Detonated growth and functionalization of iron (III) oxyhydroxide nanorod array templates via microwave-assisted synthesis for photoelectrochemical water splitting

Abstract

In this study, we describe for the first time the detonated ultrafast growth and functionalization of Iron (III) oxyhydroxide (FeOOH) nanorod array templates on a fluorine-doped tin oxide (FTO) substrate using a specially designed microwave-assisted cost-effective synthesis route.
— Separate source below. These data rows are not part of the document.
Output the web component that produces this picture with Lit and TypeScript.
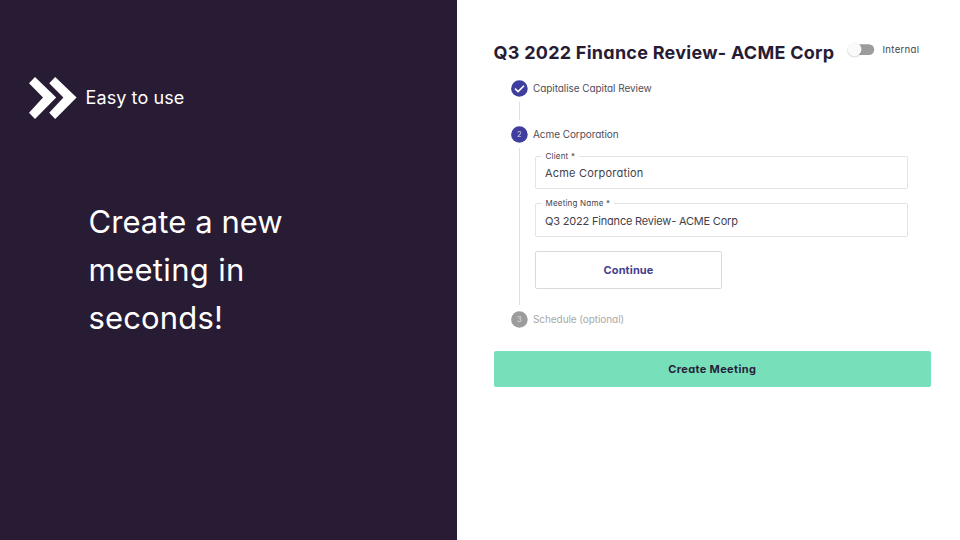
import { LitElement, html, css, svg } from "lit";
import { customElement, property } from "lit/decorators.js";
import { classMap } from "lit/directives/class-map.js";

@customElement("promo-panel")
export class PromoPanel extends LitElement {
  static styles = css`
    :host {
      display: block;
      box-sizing: border-box;
      padding: 76px 0 0 28px;
      background: #281b34;
      color: #fff;
      font-family: Inter, "Open Sans", sans-serif;
    }
    .tag { display: flex; align-items: center; height: 43px; }
    .mark { display: block; width: 50px; height: 43px; }
    .tag-text { margin-left: 7.5px; font-size: 18px; line-height: 24px; font-weight: 380; letter-spacing: 0.1px; }
    .headline {
      margin: 78.5px 0 0 60.5px;
      font-size: 31px;
      line-height: 48px;
      font-weight: 380;
    }
    .line { display: block; white-space: nowrap; }
    .l1 { letter-spacing: 0.06px; }
    .l2 { letter-spacing: 0.34px; }
    .l3 { letter-spacing: 0.15px; }
  `;
  render() {
    return html`
      <div class="tag">
        <svg class="mark" viewBox="0 0 50 43" fill="#fff">
          <path d="M1 7.3 7 1 28.2 21.6 7 43 1 36.7 15 21.6Z" />
          <path d="M21.2 7.3 27.2 1 48.6 21.6 27.2 43 21.2 36.7 35.4 21.6Z" />
        </svg>
        <span class="tag-text">Easy to use</span>
      </div>
      <div class="headline">
        <span class="line l1">Create a new</span>
        <span class="line l2">meeting in</span>
        <span class="line l3">seconds!</span>
      </div>
    `;
  }
}

@customElement("step-header")
export class StepHeader extends LitElement {
  @property() label = "";
  @property() mark = "";
  @property({ type: Boolean }) done = false;
  @property({ type: Boolean }) muted = false;

  static styles = css`
    :host { display: block; }
    .row { display: flex; align-items: center; height: 17px; color: #514d57; }
    .icon { display: block; width: 17px; height: 17px; }
    .disc { fill: #3f3d9e; }
    .num { fill: #d6d5ec; font-size: 7.5px; text-anchor: middle; }
    .label { margin-left: 5px; font-size: 10px; line-height: 17px; letter-spacing: -0.07px; white-space: nowrap; }
    .muted { color: #a9a9a9; }
    .muted .disc { fill: #9c9c9c; }
    .muted .num { fill: #dedede; }
  `;
  render() {
    return html`
      <div class=${classMap({ row: true, muted: this.muted })}>
        <svg class="icon" viewBox="0 0 17 17">
          <circle class="disc" cx="8.4" cy="8.5" r="8.3" />
          ${this.done
            ? svg`<path d="M4 8.7 7.1 11.6 13 5.7" fill="none" stroke="#fff" stroke-width="1.6" />`
            : svg`<text class="num" x="8.4" y="11.3">${this.mark}</text>`}
        </svg>
        <span class="label">${this.label}</span>
      </div>
    `;
  }
}

@customElement("outlined-field")
export class OutlinedField extends LitElement {
  @property() label = "";
  @property() value = "";
  @property({ type: Boolean }) tight = false;

  static styles = css`
    :host { display: block; }
    .box {
      position: relative;
      box-sizing: border-box;
      height: 100%;
      padding: 0 9px;
      border: 1px solid #e4e4e4;
      border-radius: 2px;
      color: #45414c;
    }
    .label {
      position: absolute;
      top: -7px;
      left: 5.5px;
      padding: 0 4px;
      background: #fff;
      font-size: 8px;
      line-height: 12px;
      letter-spacing: 0.2px;
      white-space: nowrap;
    }
    .value { font-size: 11px; line-height: 33px; letter-spacing: 0.2px; white-space: nowrap; }
    .tight { line-height: 34px; letter-spacing: -0.19px; }
  `;
  render() {
    return html`
      <div class="box">
        <span class="label">${this.label} *</span>
        <div class=${classMap({ value: true, tight: this.tight })}>${this.value}</div>
      </div>
    `;
  }
}

@customElement("meeting-form")
export class MeetingForm extends LitElement {
  static styles = css`
    :host {
      display: block;
      box-sizing: border-box;
      padding: 40px 29px 0 36.5px;
      background: #fff;
      font-family: Inter, "Open Sans", sans-serif;
      font-feature-settings: "cv11";
    }
    .head { display: flex; height: 25px; }
    .title { margin: 0; width: 341px; font-size: 18px; line-height: 25px; font-weight: 700; letter-spacing: 0.26px; white-space: nowrap; color: #281b34; }
    .switch { display: block; width: 30px; height: 19px; margin-left: 12.5px; }
    .switch-label { margin-left: 5.5px; font-size: 9.6px; line-height: 19px; letter-spacing: 0.28px; color: #45414c; }
    .steps { margin: 15px 0 0 17.5px; }
    .rail { box-sizing: border-box; margin-left: 8px; border-left: 1px solid #dfdfdf; }
    .short { height: 18px; margin-top: 5px; margin-bottom: 5.5px; }
    .long { height: 157px; margin-top: 5px; margin-bottom: 6px; padding: 8px 0 0 15px; }
    .form { display: grid; grid-template-rows: 33px 34px 38px; gap: 14px; width: 373px; }
    .btn { box-sizing: border-box; border-radius: 2px; font-size: 11px; font-weight: 700; text-align: center; }
    .next { width: 187px; line-height: 36px; border: 1px solid #dadada; color: #443f8e; letter-spacing: 0.13px; }
    .create { margin-top: 23.5px; height: 35.5px; line-height: 36px; background: #77dfba; color: #281f3a; letter-spacing: 0.35px; }
  `;
  render() {
    return html`
      <div class="head">
        <h1 class="title">Q3 2022 Finance Review- ACME Corp</h1>
        <svg class="switch" viewBox="0 0 30 19">
          <rect x="4" y="4.2" width="23.2" height="10.8" rx="5.4" fill="#9c9c9c" />
          <circle cx="7.5" cy="10.1" r="7.6" fill="#000" opacity=".07" />
          <circle cx="7.5" cy="10" r="7.2" fill="#000" opacity=".08" />
          <circle cx="7.5" cy="9.4" r="7" fill="#fafafa" />
        </svg>
        <span class="switch-label">Internal</span>
      </div>
      <div class="steps">
        <step-header label="Capitalise Capital Review" done></step-header>
        <div class="rail short"></div>
        <step-header label="Acme Corporation" mark="2"></step-header>
        <div class="rail long">
          <div class="form">
            <outlined-field label="Client" value="Acme Corporation"></outlined-field>
            <outlined-field label="Meeting Name" value="Q3 2022 Finance Review- ACME Corp" tight></outlined-field>
            <div class="btn next">Continue</div>
          </div>
        </div>
        <step-header label="Schedule (optional)" mark="3" muted></step-header>
      </div>
      <div class="btn create">Create Meeting</div>
    `;
  }
}

@customElement("app-root")
export class AppRoot extends LitElement {
  static styles = css`
    :host { display: grid; grid-template-columns: 457px 503px; width: 960px; height: 540px; overflow: hidden; }
  `;
  render() {
    return html`<promo-panel></promo-panel><meeting-form></meeting-form>`;
  }
}
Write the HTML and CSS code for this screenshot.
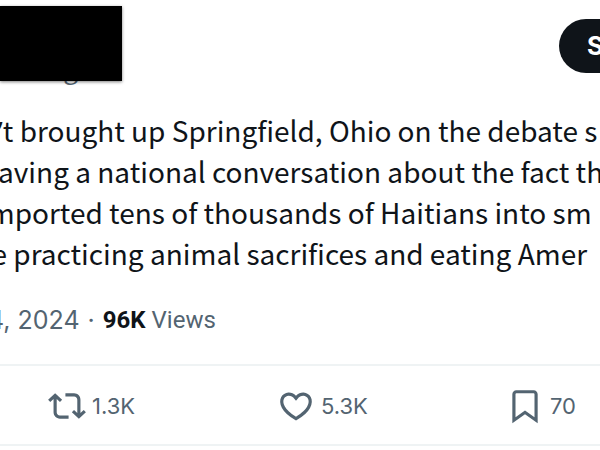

The rapid recrystallization and polycondensation in microwave-assisted synthesis (MAS) led to the controlled growth of ferric-hydroxide Fe(OH)3 from the iron-hydroxo complex Fe(H2O)3(OH)3 formed from hydrolyzed FeCl3. Further, the dependence of a number of MAS cycles on the growth and evolution of β-FeOOH nanorod array templated photoanode was examined by high-resolution scanning electron microscopy. The formation mechanism with morphology-controlled FeOOH nanostructure was well discussed and verified. Further, high-temperature quenching (HTQ) transformed MAS akaganeite into hematite, and Sn4+ diffused from FTO substrate. Due to the synergistic impact of MAS growth and Sn4+ diffusion in the α-Fe2O3 nanostructure, the optimum FTO/Fe2O3-1 photoanode achieved the highest photocurrent density (0.854 mA cm−2 at 1.23 V vs. RHE) related with other studied samples. The charge-transfer mechanisms in microwave-assisted Sn4+-diffused α-Fe2O3 nanostructure photoanodes are also investigated. Additionally, the surface-modified FTO/Fe2O3-1 photoanode exhibited the 91 and 180 μmol of oxygen and hydrogen evolution during photoelectrochemical water splitting, respectively. This work opens a sustainable and feasible strategy for designing and regulating high-efficient novel functional photoanode materials for water splitting.